Will the new age of Moyo fly with the next generation?
Moyo is a 21-year-old restaurant on the remake
In its heyday Moyo was one of the foremost restaurant brands in the country. Independently owned, novel and colourful, it captured the imagination of diners first in Joburg, then nationally.
Hearty pan-African-inspired food, tagines and boldly designed plates, mixed with face painting and music, gave us one of the first "dining experiences" in the country. What tourist came to SA without a visit to Moyo?
Moyo first opened in Norwood, Joburg, in 1998 when founder Jason Lurie created a menu based on recipes he’d collected while travelling around Africa. The food and décor were heavily influenced by the continent and the singing and dancing and interaction that went with meals were warm and lively. Lurie then opened several restaurants, starting with the large 500-seater in Melrose Arch in 2002, followed by the Market Theatre venue in Joburg’s city centre, Spier Estate in 2004 and Zoo Lake. Then there were setups in the V&A Waterfront and at uShaka Marine World in Durban.

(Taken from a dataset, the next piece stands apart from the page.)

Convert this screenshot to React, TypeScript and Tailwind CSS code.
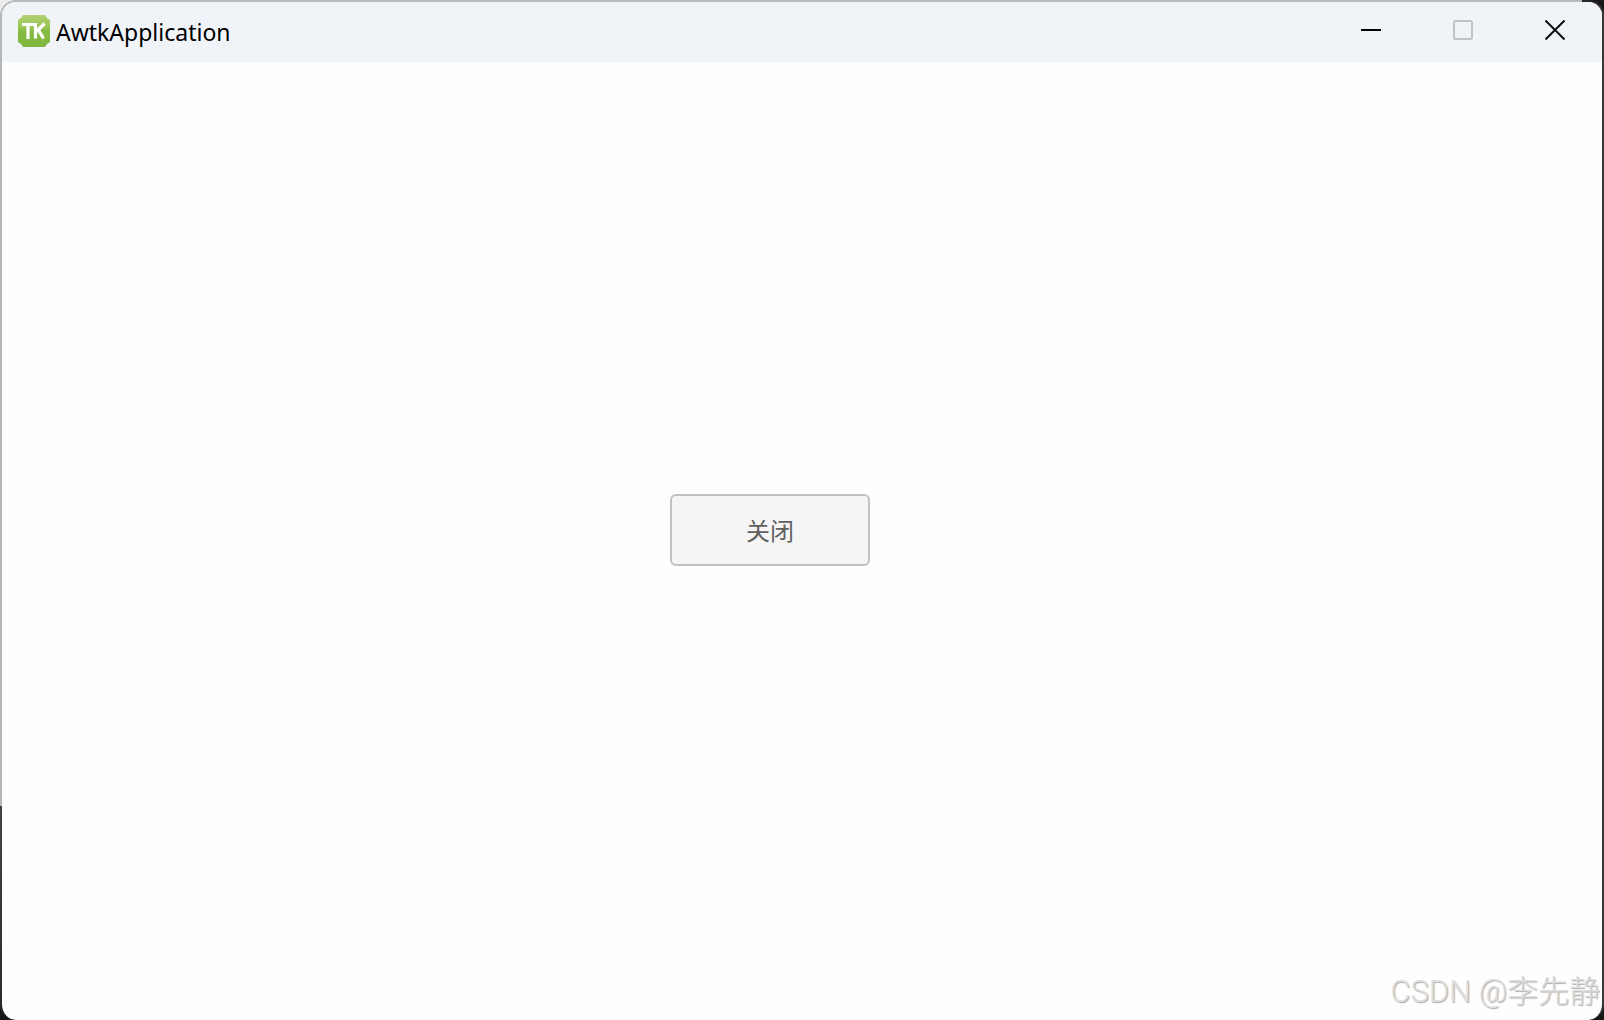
function AppIcon() {
  return (
    <svg viewBox="0 0 32 32" className="h-8 w-8 shrink-0" aria-hidden="true">
      <defs>
        <linearGradient id="leaf" x1="0" y1="0" x2="0" y2="1">
          <stop offset="0" stopColor="#b2d070" />
          <stop offset="0.4" stopColor="#97c454" />
          <stop offset="0.5" stopColor="#86bb3f" />
          <stop offset="1" stopColor="#80b740" />
        </linearGradient>
      </defs>
      <path
        d="M5 0H27Q28.500 3.500 32 5V27Q28.500 28.500 27 32H5Q3.500 28.500 0 27V5Q3.500 3.500 5 0Z"
        fill="url(#leaf)"
      />
      <g fill="none" stroke="#fff" strokeWidth="3.2">
        <path d="M4 9.500H16.500M10 9.500V24" />
        <path d="M17.500 8V23.500M26.500 8.500L18.500 16.500M20.500 15L25.500 23.500" />
      </g>
    </svg>
  );
}

function TitleBar() {
  return (
    <header className="flex h-[60px] shrink-0 items-center bg-[#f0f3f8] pr-px pb-[2px] pl-4">
      <AppIcon />
      <h1 className="ml-[6px] flex-1 pt-[2px] font-['Noto_Sans','Open_Sans',sans-serif] text-[23px] leading-8 text-black">
        AwtkApplication
      </h1>
      <div className="flex h-full pb-[2px]">
        <button type="button" aria-label="Minimize" className="flex w-[92px] items-center justify-center">
          <svg viewBox="0 0 20 20" className="h-5 w-5">
            <path d="M0 10H20" stroke="#000" strokeWidth="2" />
          </svg>
        </button>
        <button type="button" aria-label="Maximize" disabled className="flex w-[92px] items-center justify-center">
          <svg viewBox="0 0 20 20" className="h-5 w-5">
            <rect x="1" y="1" width="18" height="18" rx="1.500" fill="none" stroke="#bfc2c7" strokeWidth="2" />
          </svg>
        </button>
        <button type="button" aria-label="Close" className="flex w-[92px] items-center justify-center">
          <svg viewBox="0 0 20 20" className="h-5 w-5">
            <path d="M0.500 0.500L19.500 19.500M19.500 0.500L0.500 19.500" stroke="#0c0d10" strokeWidth="2" />
          </svg>
        </button>
      </div>
    </header>
  );
}

export default function App() {
  return (
    <div className="flex min-h-screen bg-[linear-gradient(to_bottom,transparent_79%,#171717_79%),linear-gradient(to_right,#ececec_50%,#171717_50%)]">
      {/* the frame is light on the top and left, dark on the right and lower left */}
      <div className="relative flex flex-1 flex-col overflow-hidden rounded-2xl border-2 border-b-0 border-transparent [background:linear-gradient(#fefefe,#fefefe)_padding-box,linear-gradient(to_right,#b9b9b9_calc(100%-22px),#262626_calc(100%-22px))_0_0/100%_2px_no-repeat_border-box,linear-gradient(to_right,transparent_50%,#383838_50%)_border-box,linear-gradient(#b6b6b6_79%,#444_79%,#2a2a2a)_border-box]">
        <TitleBar />
        <main className="flex flex-1 items-center justify-center pr-16 pb-[22px]">
          <button
            type="button"
            className="h-[72px] w-[200px] rounded-md border-2 border-[#c1c1c1] bg-[#f5f5f5] font-['Noto_Sans_CJK_SC',sans-serif] text-[24px] leading-8 text-[#606060]"
          >
            关闭
          </button>
        </main>
        <p className="absolute right-[2px] bottom-2 font-['Roboto','Noto_Sans_CJK_SC',sans-serif] text-[31px] leading-10 font-light text-[#dedede] [text-shadow:1px_1px_1px_#aaa]">
          CSDN @李先静
        </p>
      </div>
    </div>
  );
}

Alas, over time, the local brand grew too big and was on the verge of folding. It was bought out in business rescue by Fournews, the owner of News Café and other brands.
It was unusual for a restaurant to go into business rescue. More often than not, customers simply stop eating at a spot and eventually it closes down. But Moyo was more iconic than most.

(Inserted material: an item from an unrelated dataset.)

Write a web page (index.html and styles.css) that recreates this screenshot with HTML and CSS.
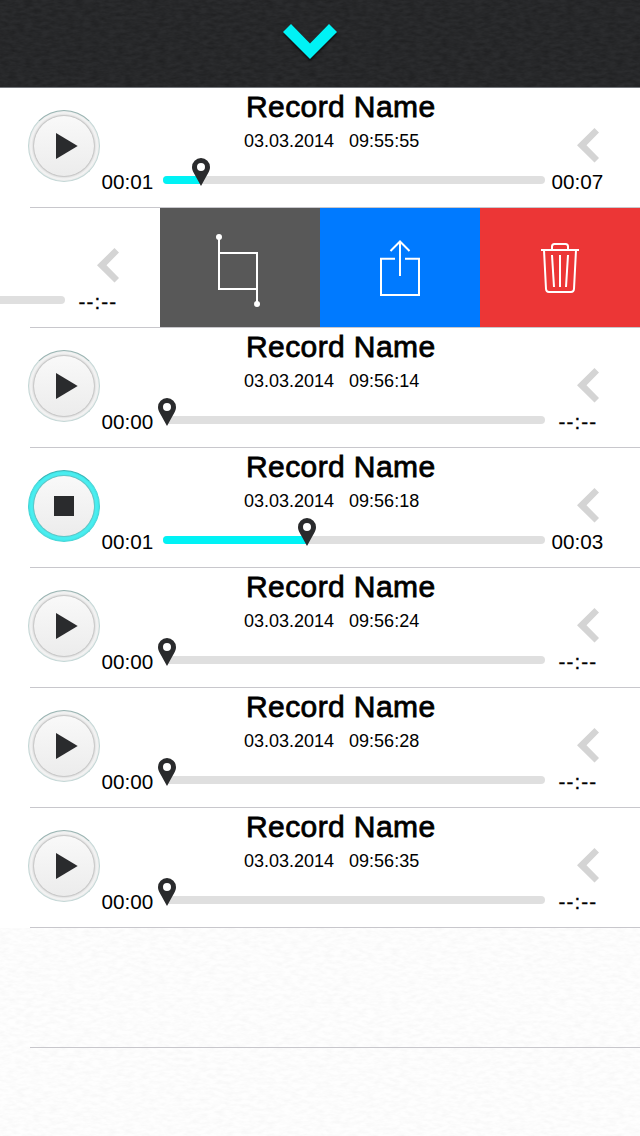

Fournews stabilised the ship. It closed some stores, made some smaller, franchised some and retained others. Now in the brand’s 21st year, It has opened up Urban Moyo, a "Sandtonised" version of the original.
With this foray, it’s hoping to appeal to locals more than tourists. The first is in 24 Central, a hub in the centre of the financial district, so it attracts Joburgers and, especially, corporate clientele. There are no plans to go big with a rollout, but should the growth happen organically it would keep the experience to one store per big city.

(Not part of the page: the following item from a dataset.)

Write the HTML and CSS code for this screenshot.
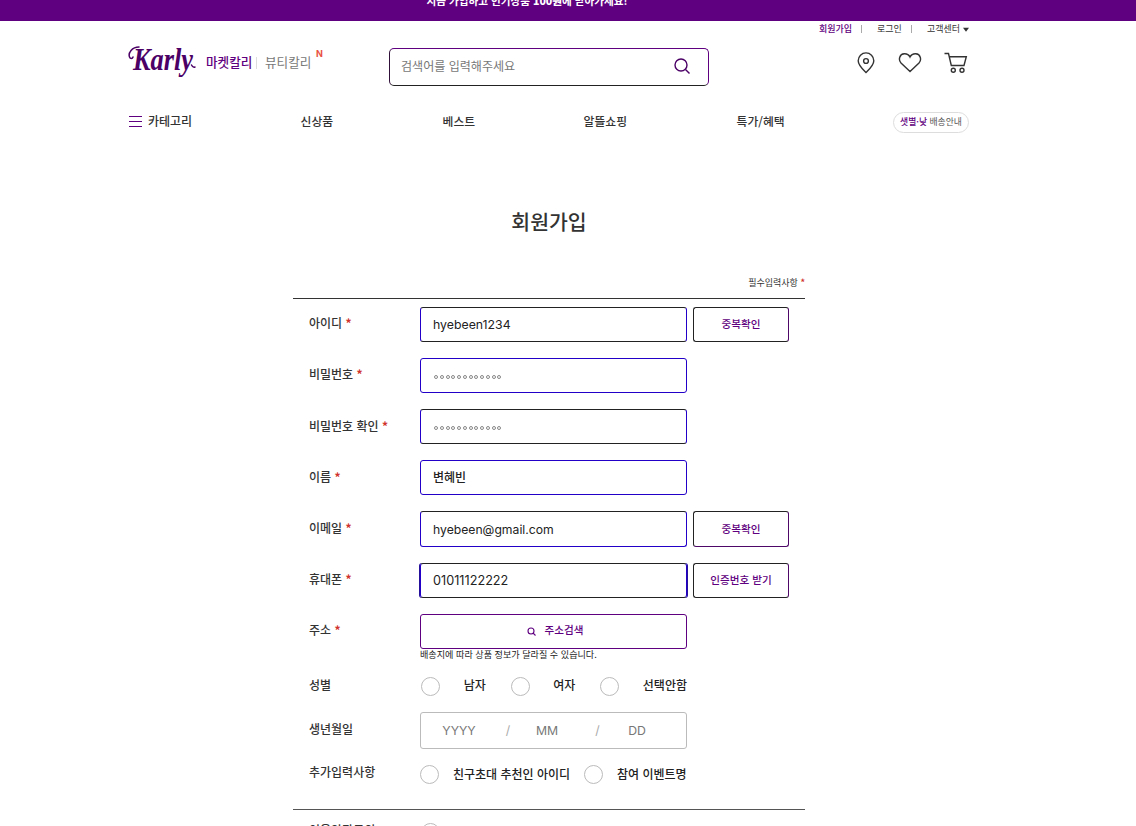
FILE: index.html
```html
<!DOCTYPE html>
<html lang="ko">
<head>
<meta charset="utf-8">
<title>회원가입</title>
<link rel="stylesheet" href="styles.css">
</head>
<body>
<div class="banner"><p>지금 가입하고 인기상품 <b>100원</b>에 받아가세요!</p></div>
<header class="header">
  <div class="user-menu"><a class="join">회원가입</a><i></i><a class="login">로그인</a><i></i><a class="help">고객센터</a><svg width="6" height="5" viewBox="0 0 7 5"><path d="M0 .5h7L3.5 5z" fill="#333"/></svg></div>
  <div class="main-bar">
    <div class="brand">
      <svg class="logo" width="72" height="42" viewBox="0 0 72 42"><text x="5" y="30" textLength="60" lengthAdjust="spacingAndGlyphs">Karly</text><path class="swash" d="M11 7C4 7 0 13 1.500 17c.7 2 3 2 3.500 0"/><path class="swash" d="M63.500 25c1 2 2.500 2.500 3.500 2"/></svg>
      <a class="market">마켓칼리</a><i></i><a class="beauty">뷰티칼리</a><sup>N</sup>
    </div>
    <div class="search"><span>검색어를 입력해주세요</span><svg width="18" height="18" viewBox="0 0 18 18" fill="none" stroke="#4b0066" stroke-width="1.4"><circle cx="8" cy="8" r="6"/><path d="M12.5 12.5l4 4"/></svg></div>
    <div class="actions">
      <svg width="18" height="22" viewBox="0 0 18 22" fill="none" stroke="#333" stroke-width="1.4"><path d="M9 20.500C6.500 18 1.200 13.300 1.200 8.700a7.800 7.800 0 0 1 15.600 0C16.800 13.300 11.500 18 9 20.500z"/><circle cx="9" cy="9" r="2.400"/></svg>
      <svg width="24" height="22" viewBox="0 0 24 22" fill="none" stroke="#333" stroke-width="1.4"><path d="M12 19.500 3 11C0 7.600 1.600 2 6.300 1.700 9 1.600 11 2.900 12 5c1-2.100 3-3.400 5.700-3.300C22.400 2 24 7.600 21 11z"/></svg>
      <svg width="24" height="22" viewBox="0 0 24 22" fill="none" stroke="#333" stroke-width="1.400"><path d="M.5 1.500h4l2.800 12h12.700L22.300 4.800H5.300"/><circle cx="9.300" cy="18.300" r="2"/><circle cx="18" cy="18.300" r="2"/></svg>
    </div>
  </div>
  <nav class="nav">
    <div class="category"><svg width="14" height="12" viewBox="0 0 14 12"><path d="M1 1.500h13M1 6.500h13M1 11.500h13" stroke="#5f0080"/></svg><span>카테고리</span></div>
    <div class="links"><a>신상품</a><a>베스트</a><a>알뜰쇼핑</a><a>특가/혜택</a></div>
    <div class="delivery"><b>샛별·낮</b> 배송안내</div>
  </nav>
</header>
<main class="signup">
  <h1>회원가입</h1>
  <p class="required">필수입력사항 <em>*</em></p>
  <form class="form">
    <div class="row"><label>아이디 <em>*</em></label><div class="field flat">hyebeen1234</div><div class="btn dark-base">중복확인</div></div>
    <div class="row"><label>비밀번호 <em>*</em></label><div class="field"><span class="dots"><i></i><i></i><i></i><i></i><i></i><i></i><i></i><i></i><i></i><i></i><i></i><i></i></span></div></div>
    <div class="row lower"><label>비밀번호 확인 <em>*</em></label><div class="field flat"><span class="dots"><i></i><i></i><i></i><i></i><i></i><i></i><i></i><i></i><i></i><i></i><i></i><i></i></span></div></div>
    <div class="row lower"><label>이름 <em>*</em></label><div class="field kr">변혜빈</div></div>
    <div class="row lower"><label>이메일 <em>*</em></label><div class="field dark-top">hyebeen@gmail.com</div><div class="btn">중복확인</div></div>
    <div class="row"><label>휴대폰 <em>*</em></label><div class="field flat focused">01011122222</div><div class="btn dark-base">인증번호 받기</div></div>
    <div class="row address"><label>주소 <em>*</em></label><div><div class="btn wide"><svg width="9" height="9" viewBox="0 0 9 9" fill="none" stroke="#5f0080" stroke-width="1.100"><circle cx="4" cy="4" r="3"/><path d="M6 6l2.500 2.500"/></svg>주소검색</div><p class="note">배송지에 따라 상품 정보가 달라질 수 있습니다.</p></div></div>
    <div class="row gender"><label>성별</label><div class="choices"><i class="radio"></i><span>남자</span><i class="radio"></i><span>여자</span><i class="radio"></i><span>선택안함</span></div></div>
    <div class="row birth"><label>생년월일</label><div class="date"><span>YYYY</span><b>/</b><span>MM</span><b>/</b><span>DD</span></div></div>
    <div class="row extra"><label>추가입력사항</label><div class="choices"><i class="radio"></i><span class="friend">친구초대 추천인 아이디</span><i class="radio"></i><span>참여 이벤트명</span></div></div>
    <div class="row terms"><label>이용약관동의</label><i class="radio"></i></div>
  </form>
</main>
</body>
</html>
```
FILE: styles.css
```css
* { box-sizing: border-box; }
html, body { height: 826px; overflow: hidden; }
body { margin: 0; background: #fff; color: #333; font: 500 12px/18px "Noto Sans CJK KR", sans-serif; }
p, h1 { margin: 0; }
em { color: #d0342c; font-style: normal; font-weight: 700; }
svg { display: block; flex: none; }

.banner { height: 21px; background: #5f0080; overflow: hidden; color: #fff; text-align: center; }
.banner p { margin: -8px 82px 0 0; font-size: 10.600px; font-weight: 700; line-height: 18px; }

.header { width: 842px; height: 119px; margin-left: 128px; }
.user-menu { display: flex; align-items: center; height: 15px; padding-left: 691px; font-size: 9px; font-weight: 400; line-height: 15px; white-space: nowrap; }
.user-menu .join { width: 42px; color: #5f0080; font-weight: 500; }
.user-menu .login { width: 34px; }
.user-menu .help { width: 36px; }
.user-menu i { width: 1px; height: 8px; background: #aaa; margin-right: 15px; }
.user-menu svg { margin: 2px 0 0; }

.main-bar { display: flex; height: 62px; padding-top: 4px; }
.brand { display: flex; width: 261px; }
.logo text { font: italic 700 32px "Liberation Serif", serif; fill: #4b0066; }
.logo .swash { fill: none; stroke: #4b0066; stroke-width: 1.500; stroke-linecap: round; }
.brand a { height: 18px; margin-top: 13px; font-size: 12.600px; white-space: nowrap; }
.brand .market { width: 50px; margin-left: 6px; color: #5f0080; }
.brand i { width: 1px; height: 12px; margin-top: 17px; background: #ddd; }
.brand .beauty { width: 51px; margin-left: 8px; color: #777; font-weight: 400; }
.brand sup { margin-top: 5px; font: 700 9px/18px Inter, sans-serif; color: #e8503f; }
.search { display: flex; align-items: center; justify-content: space-between; width: 320px; height: 38px; margin-top: 8px; padding: 0 17px 2px 11px; border: 1px solid #5f0080; border-bottom-color: #222; border-left-color: #301038; border-radius: 5px; color: #777; font-weight: 400; font-size: 12.050px; }
.actions { display: flex; align-items: center; gap: 22.500px; height: 24px; margin: 11px 0 0 148px; }

.nav { display: flex; align-items: center; height: 42px; padding-top: 6px; }
.category { display: flex; align-items: center; gap: 6px; width: 172.600px; padding-bottom: 3px; }
.links { display: flex; padding-bottom: 3px; width: 592.400px; white-space: nowrap; }
.links a { font-size: 11.800px; }
.links a:nth-child(1) { width: 142px; }
.links a:nth-child(2) { width: 141px; }
.links a:nth-child(3) { width: 153px; }
.delivery { width: 76px; height: 21px; flex: none; border: 1px solid #ddd; border-radius: 11px; font-size: 8.800px; font-weight: 400; line-height: 17px; text-align: center; color: #555; white-space: nowrap; }
.delivery b { font-weight: 500; color: #5f0080; }

.signup { width: 512px; margin-left: 293px; }
h1 { height: 133px; padding-top: 66px; font-size: 20.500px; line-height: 30px; font-weight: 500; text-align: center; }
.required { height: 25px; padding-top: 1px; font-size: 9px; font-weight: 400; line-height: 18px; text-align: right; }
.form { height: 528px; padding: 8.05px 16px 0; border-top: 1px solid #333; overflow: hidden; }
.row { display: flex; height: 51.1px; }
.row label { flex: none; width: 111px; padding-top: 7px; white-space: nowrap; }
.row.lower label { padding-top: 8px; }
.field { width: 267px; height: 35.125px; padding: 0 12px; border: 1px solid #2200c8; border-radius: 3px; font: 400 12.300px/34px Inter, sans-serif; color: #222; }
.field.flat { border-top-color: #222; border-bottom-color: #222; }
.field.dark-top { padding-top: 1px; border-top-color: #222; font-size: 12.200px; }
.field.kr { font: 500 12px/32px "Noto Sans CJK KR", sans-serif; }
.field.focused { font-size: 12.700px; box-shadow: -1px 0 #24109a, 1px 0 #24109a; }
.dots { display: flex; gap: 1.750px; padding: 16px 0 0 1px; }
.dots i { width: 4px; height: 4px; border: 1px solid #888; border-radius: 50%; }
.btn { width: 96px; height: 35.125px; margin-left: 6px; border: 1px solid #4e0868; border-top-color: #222; border-left-color: #222; border-radius: 3px; font-size: 10.600px; line-height: 31px; text-align: center; color: #5f0080; }
.lower .btn { line-height: 33px; }
.btn.dark-base { border-bottom-color: #222; }
.btn.wide { display: flex; align-items: center; justify-content: center; gap: 9px; width: 267px; margin: 0; padding: 0 0 3px 3px; border-color: #5f0080; }
.btn.wide svg { margin-top: 3px; }
.note { margin-top: -1px; font-size: 9.100px; font-weight: 400; line-height: 12px; white-space: nowrap; color: #222; }
.address { height: 62.300px; }
.gender { height: 36px; }
.gender label { padding-top: 0; }
.choices { display: flex; align-items: center; width: 267px; height: 21px; white-space: nowrap; color: #222; }
.choices span { margin-top: -2px; }
.radio { flex: none; width: 19px; height: 19px; border: 1px solid #bbb; border-radius: 50%; }
.gender .choices { justify-content: space-between; padding-left: 1px; }
.gender .choices span:nth-child(2), .gender .choices span:nth-child(4) { width: 23px; }
.birth { height: 53px; }
.birth label { padding-top: 8px; }
.date { display: grid; grid-template-columns: 76px 22px 56px 45px 34px; align-items: center; width: 267px; height: 37px; padding-top: 1px; border: 1px solid #bbb; border-radius: 3px; font: 400 12.300px/18px Inter, sans-serif; color: #777; text-align: center; }
.date b { font-weight: 400; color: #aaa; }
.extra { height: 44px; }
.extra label { padding-top: 0; margin-top: -2px; }
.extra .choices { height: 20px; }
.extra .friend { margin-left: 14px; width: 131px; }
.extra .choices span:last-child { margin-left: 14px; }
.terms { margin: 0 -16px; padding: 11px 16px 0; border-top: 1px solid #555; }
.terms label { padding-top: 0; }
.terms .radio { margin: 2px 0 0 1px; }
```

This new outlet is different from the expansive feel of, say, the Moyo in Kirstenbosch or Melrose Arch. It’s smaller and certainly influenced by the News Café concept. There’s nothing rough around the edges (the 1990-esque wrought iron that permeated the original joints, for example). It’s ordered and streamlined.
This new iteration is a contemporary take on Moyo, with chic interiors and slick finishes. It seats 135 to 140 people, where one of the traditional outlets can take 500 to 700 people in a sitting. Though there are modern options on the menu, it hasn’t strayed too far from the original shtick — rebooting coal-cooked classics like oxtail potjie, springbok shank and dukkah linefish.
The cocktails, clearly created for the Instagram crowd, are named for the nine provinces. Take the Northern Cape, for example — a blend of Inverroche gin, chai tea, lemon juice, berry juice and tonic water. Rather aptly, the Free State is an orange mix of KWV five-year-old brandy, apricot, naartjie juice, lemon juice, bitters and apricot foam.
It has undergone a sound refresh, but will the new age of Moyo fly with the next generation? And is it good for another two decades of trade? The proof, we suppose, is in the malva pudding.